Eric looked at the floor again and gave out a great sigh.

“I’d just finished cleaning it and put my hand over the mussel and slammed it shut. The pistol went off and blasted a hole through my hand.”

Eric gazed again at the white gauze football that once was his hand and gave it a puzzled look, like it wasn’t supposed to be there.

I couldn’t understand how it happened; it was so unexpected and out of place. Eric survives a major battle in World War Two, but almost thirty years later he carelessly shoots himself in the hand like an ingénue.

“Does it hurt?”

“I had to call 911, and after they took my vital signs and bandaged me up, they asked a lot of stupid questions.”

“Questions?”

“They wanted to know if I’d ever attempted suicide.”

I couldn’t help it. I stood there, hands at my side, palms up, shrugging my shoulders, shaking my head in disbelief. Eric nodded his head in agreement, looking back at his white gauze football and gave out a great sigh.

Then somebody drove over the alarm bell, so we strolled out to the pumps to deliver a million gallons of Super Shell into the gas tank of huge Cadillac. I’d take the windows today and he’d pump the gas.

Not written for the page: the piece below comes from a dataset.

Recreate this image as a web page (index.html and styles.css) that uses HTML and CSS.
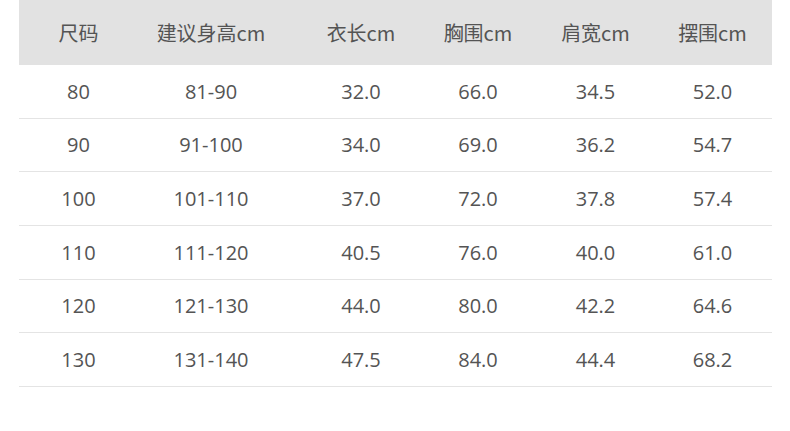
FILE: index.html
```html
<!DOCTYPE html>
<html lang="zh-CN">
<head>
<meta charset="utf-8">
<link rel="stylesheet" href="styles.css">
</head>
<body>
<div class="size-table">
  <div class="row head">
    <div>尺码</div><div>建议身高cm</div><div>衣长cm</div><div>胸围cm</div><div>肩宽cm</div><div>摆围cm</div>
  </div>
  <div class="row"><div>80</div><div>81-90</div><div>32.0</div><div>66.0</div><div>34.5</div><div>52.0</div></div>
  <div class="row"><div>90</div><div>91-100</div><div>34.0</div><div>69.0</div><div>36.2</div><div>54.7</div></div>
  <div class="row"><div>100</div><div>101-110</div><div>37.0</div><div>72.0</div><div>37.8</div><div>57.4</div></div>
  <div class="row"><div>110</div><div>111-120</div><div>40.5</div><div>76.0</div><div>40.0</div><div>61.0</div></div>
  <div class="row"><div>120</div><div>121-130</div><div>44.0</div><div>80.0</div><div>42.2</div><div>64.6</div></div>
  <div class="row"><div>130</div><div>131-140</div><div>47.5</div><div>84.0</div><div>44.4</div><div>68.2</div></div>
</div>
</body>
</html>
```
FILE: styles.css
```css
html, body {
  margin: 0;
  padding: 0;
  background: #ffffff;
}
body {
  font-family: "Open Sans", "Noto Sans CJK SC", sans-serif;
  font-size: 20px;
  color: #545454;
}
.size-table {
  margin-left: 19px;
  width: 753px;
}
.row {
  display: grid;
  grid-template-columns: 119px 146px 154px 80px 155px 79px;
  align-items: center;
  height: 53.67px;
  box-sizing: border-box;
  border-bottom: 1px solid #e4e4e4;
}
.row > div {
  text-align: center;
  white-space: nowrap;
}
.row.head {
  height: 65px;
  background: #e2e2e2;
  border-bottom: none;
  font-family: "Noto Sans CJK SC", sans-serif;
  padding-bottom: 1px;
}
```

You can pump gas with one hand.

©StevenHunley2025


True story folks, I don't make them up, I just write them down.

tailor STATELY
10-26-2025, 05:27 AM
Cool! I miss the old days of a real 'service station'... self-service is for the birds.

Enjoyed :)

Ta ! (short for tarradiddle),
tailor

MANICHAEAN
10-26-2025, 07:11 AM
It brought back so much of my own post war experiences with Germans, having been born during the Blitz. One visitor friend whose Dad had been in the SS. Great dry, dour sense of humour he had. And then there was Ingrid: Austrian, blonde hair, blue eyes I met in a coffee bar, ( all the rage those days). She worked as an au pair in London. I remember telling her once that I was an English gentleman. She retorted " You are a gentleman until you take your trousers off !!!" Adored her.

Good story buddy, especially where you change tack historically. Enjoyed.